The first Ending Song has the refrain, ‘Everything changes, everybody changes’ which is a wonderful match for one of Fruits Basket’s main underlying themes: everyone can change – for the better. That change is already happening in Shigure’s household as more members of the Soma clan begin to show up, curious to meet Tohru.
When the first anime TV series of Fruits Basket first aired in c. 2001-3, the shojo manga by Natsuki Takaya was very much ongoing. This time around, with the mangaka’s blessing, the studio and scriptwriters have the luxury of two 25-episode seasons to dramatize all 23 volumes of the completed manga. And this all-new ‘2019’ version has been made by TMS Entertainment with Natsuki Takaya very much on board. Like many fans, I adored the first anime version – but I was very curious to see how, twelve years since the manga came to an end, a new team would dramatize this well-loved title.
So why watch Fruits Basket? It’s a slow burn in this version, but that’s not a criticism. A slice-of-life series about the difficulties of growing up needs room to breathe and develop its characters. In these first thirteen episodes, that’s exactly what we get – with, of course, superior animation and more detailed character designs (loosely based on the originals with the mangaka’s blessing). The team have also retained many of the mangaka’s charmingly humorous chibi moments (check out Tohru and Yuki’s reaction to a certain snake in Episode 13). It’s impossible not to root for Tohru; the little girl who wept for the Cat in the Zodiac legend and was once called the rice ball (the odd one out) in a class game of ‘fruits basket’ has developed a quiet strength of character that impresses, even as we also fear for what the future will bring…

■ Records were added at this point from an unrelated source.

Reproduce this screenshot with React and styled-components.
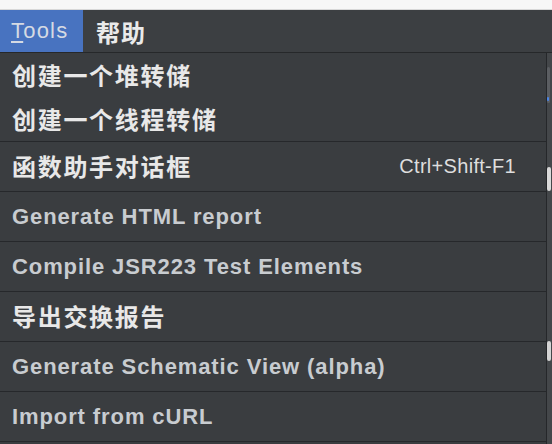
import React from "react";
import styled, { createGlobalStyle } from "styled-components";

const Global = createGlobalStyle`
  html, body { margin: 0; padding: 0; background: #3a3d40; }
  body { width: 552px; height: 444px; overflow: hidden; }
`;

const Page = styled.div`
  width: 552px;
  height: 444px;
  display: flex;
  flex-direction: column;
  background: #3a3d40;
  overflow: hidden;
`;

const TopStrip = styled.div`
  height: 10px;
  background: #f7f7f7;
  border-bottom: 1px solid #d8d8d8;
  box-sizing: border-box;
`;

const MenuBar = styled.div`
  height: 43px;
  display: flex;
  align-items: stretch;
  background: #3c3f42;
  border-bottom: 1px solid #26282a;
  box-sizing: border-box;
`;

const MenuTitle = styled.div`
  display: flex;
  align-items: center;
  padding: ${(p) => (p.$active ? "0 12px 0 11px" : "0 10px 0 13px")};
  width: ${(p) => (p.$active ? "83px" : "auto")};
  box-sizing: border-box;
  background: ${(p) => (p.$active ? "#4873c0" : "transparent")};
  color: ${(p) => (p.$active ? "#d5dae3" : "#eaeaea")};
  font-family: ${(p) =>
    p.$cjk
      ? '"Noto Sans CJK SC", sans-serif'
      : '"Liberation Sans", Arial, sans-serif'};
  font-weight: ${(p) => (p.$cjk ? 700 : 400)};
  font-size: ${(p) => (p.$cjk ? "24px" : "22px")};
  letter-spacing: ${(p) => (p.$cjk ? "1px" : "1.2px")};
`;

const Mnemonic = styled.span`
  text-decoration: underline;
  text-underline-offset: 3px;
`;

const Body = styled.div`
  flex: 1;
  display: flex;
  min-height: 0;
`;

const Dropdown = styled.div`
  width: 547px;
  display: flex;
  flex-direction: column;
  background: #3a3d40;
  border-right: 1px solid #25272a;
  box-sizing: border-box;
`;

const Group = styled.div`
  display: flex;
  flex-direction: column;
  border-bottom: 1px solid #26282b;
`;

const Item = styled.div`
  height: ${(p) => (p.$compact ? "44px" : "50px")};
  display: flex;
  align-items: center;
  justify-content: space-between;
  padding: 0 30px 0 12px;
  box-sizing: border-box;
  flex-shrink: 0;
  border-bottom: ${(p) => (p.$plain ? "none" : "1px solid #26282b")};
`;

const Label = styled.span`
  white-space: nowrap;
  font-family: ${(p) =>
    p.$cjk
      ? '"Noto Sans CJK SC", sans-serif'
      : '"Liberation Sans", Arial, sans-serif'};
  font-weight: 700;
  font-size: ${(p) => (p.$cjk ? "24px" : "22px")};
  letter-spacing: ${(p) => (p.$cjk ? "1.7px" : "0.9px")};
  color: ${(p) => (p.$cjk ? "#e8e8e8" : "#c8ccd0")};
  margin-top: ${(p) => (p.$cjk ? "-2px" : "0")};
`;

const Shortcut = styled.span`
  font-family: "Liberation Sans", Arial, sans-serif;
  font-size: 20px;
  color: #dedede;
  letter-spacing: 0.3px;
`;

const SideStrip = styled.div`
  flex: 1;
  background: #44474a;
  display: flex;
  flex-direction: column;
  align-items: flex-start;
`;

const SideBlock = styled.div`
  width: ${(p) => p.$w}px;
  height: ${(p) => p.$h}px;
  margin-top: ${(p) => p.$top}px;
  background: ${(p) => p.$c};
  border-radius: 2px;
`;

const groupOne = ["创建一个堆转储", "创建一个线程转储"];

const rows = [
  { label: "函数助手对话框", cjk: true, shortcut: "Ctrl+Shift-F1" },
  { label: "Generate HTML report" },
  { label: "Compile JSR223 Test Elements" },
  { label: "导出交换报告", cjk: true },
  { label: "Generate Schematic View (alpha)" },
  { label: "Import from cURL" },
];

export default function App() {
  return (
    <>
      <Global />
      <Page>
        <TopStrip />
        <MenuBar>
          <MenuTitle $active>
            <span>
              <Mnemonic>T</Mnemonic>ools
            </span>
          </MenuTitle>
          <MenuTitle $cjk>帮助</MenuTitle>
        </MenuBar>
        <Body>
          <Dropdown>
            <Group>
              {groupOne.map((t) => (
                <Item key={t} $compact $plain>
                  <Label $cjk>{t}</Label>
                </Item>
              ))}
            </Group>
            {rows.map((r) => (
              <Item key={r.label}>
                <Label $cjk={r.cjk}>{r.label}</Label>
                {r.shortcut && <Shortcut>{r.shortcut}</Shortcut>}
              </Item>
            ))}
          </Dropdown>
          <SideStrip>
            <SideBlock $w={3} $h={36} $top={14} $c="#5b5e62" />
            <SideBlock $w={2} $h={4} $top={-6} $c="#4a86e8" />
            <SideBlock $w={4} $h={24} $top={66} $c="#d9d9d9" />
            <SideBlock $w={4} $h={20} $top={150} $c="#d4d4d4" />
          </SideStrip>
        </Body>
      </Page>
    </>
  );
}
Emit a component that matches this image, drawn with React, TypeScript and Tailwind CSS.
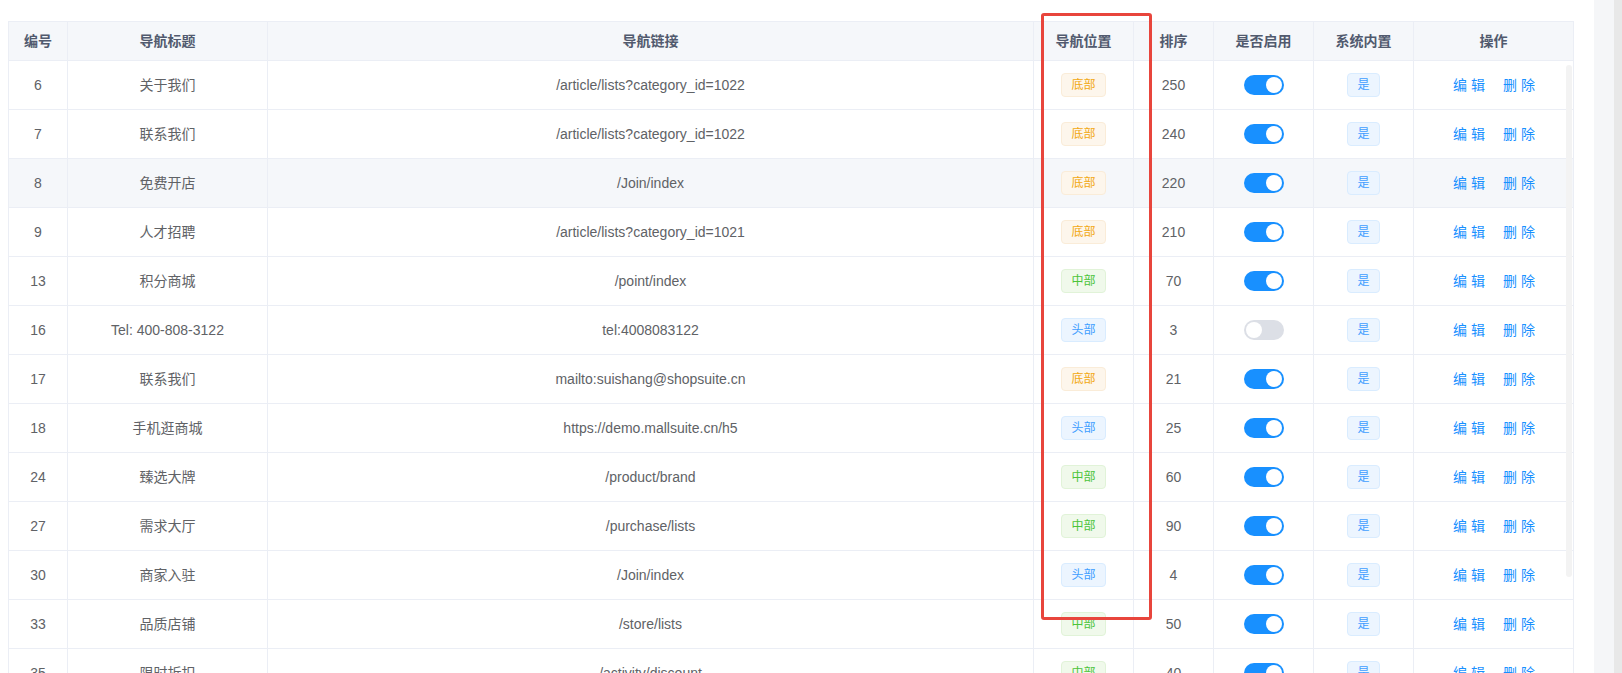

In a character-driven series like this, the voice actors are of supreme importance. The Japanese recast the roles but the US FUNimation dub actors are almost all reprising their roles from 2003, and the stand-out here is Laura Bailey as Tohru. She gives a sympathetic, nuanced performance that almost beats her original rendition of the role – and is far preferable to Manaka Iwami’s interpretation (Maquia in Maquia – When the Promised Flower Blooms) which, although young and fresh-sounding, lacks the emotional range of her US counterpart. Overall, I was pleasantly surprised by the returning US cast – newcomers include Colleen Clinkenbeard as Akito Soma. Aside from Tohru’s VA, though, I can recommend the younger Japanese cast, especially Nobunaga Shimazaki as Yuki Soma (Haruka Nanase in Free!) and Yuuma Uchida as Kyo Soma (Ash Lynx in Banana Fish) for capturing both young men’s vulnerabilities as well as their deep-seated animosity toward each other.
The music for the first TV series of Fruits Basket by Jun Abe and Seihi Muto was very distinctive and the songs by the late Ritsuko Okazaki soon ear-wormed their way into viewers’ hearts and minds. However, Masaru Yokoyama (Arakawa Under the Bridge, Fate/Apocrypha) has produced a fitting score that rarely intrudes but underlines and heightens the drama. The Opening is “Again” by Beverly (Eps 2-13) and the Ending is “Lucky Ending” by Vickeblanka (Eps 1-13) with two Insert songs “Mogeta no Uta” by Etsuko Kozakura (Ep 3), Mogeta being the anime character (within the anime) invented by the mangaka and “Umareru Negai” by Uta Aly (Eps 5,8). The new OP and ED capture the wistful mood of the series and its heroine very well and are paired with attractive animations.
Darker clouds are gathering by the end of the thirteenth episode but they’re just a distant haze on the horizon, although an unexpected encounter with a visitor at school does not bode well for Tohru and the others in Shigure’s house.
On a personal note, I’m really pleased that Manga UK have brought out this series on Bluray/DVD so swiftly (it began airing in the spring); it’s a real treat not to have to wait years in the UK for a series to be made available on R2. The Blu-rays navigate very smoothly and have cute icons representing the Zodiac animals. The Collector’s Limited Dual Format Edition (not seen) includes three paperweights (based on the set Tohru spots at Shigure’s house on her first encounter with the Soma family), a paperweight stand and three art cards.
Extras comprise: Commentaries for Episodes 4 and 7 from some of the US voice actors; Fruits Basket Tell All Inside the Episode for Episodes 1,4,7,10 and 13 with input from the US voice cast and Funimation ADR Director Caitlyn Glass plus Textless Opening and Ending Songs.
If you’ve never watched Fruits Basket before and are wondering whether to give this a try, then go for it! The blend of humour, fantasy and genuine slice-of-life ‘feels’ is addictive and you’ll find yourself impatiently waiting for Part 2 (February 2020). If you already love Fruits Basket, you’ll be eager to add this to your manga volumes and the 2003 TV series. It’s a story strong enough to support many retellings – especially one as attractively animated as this.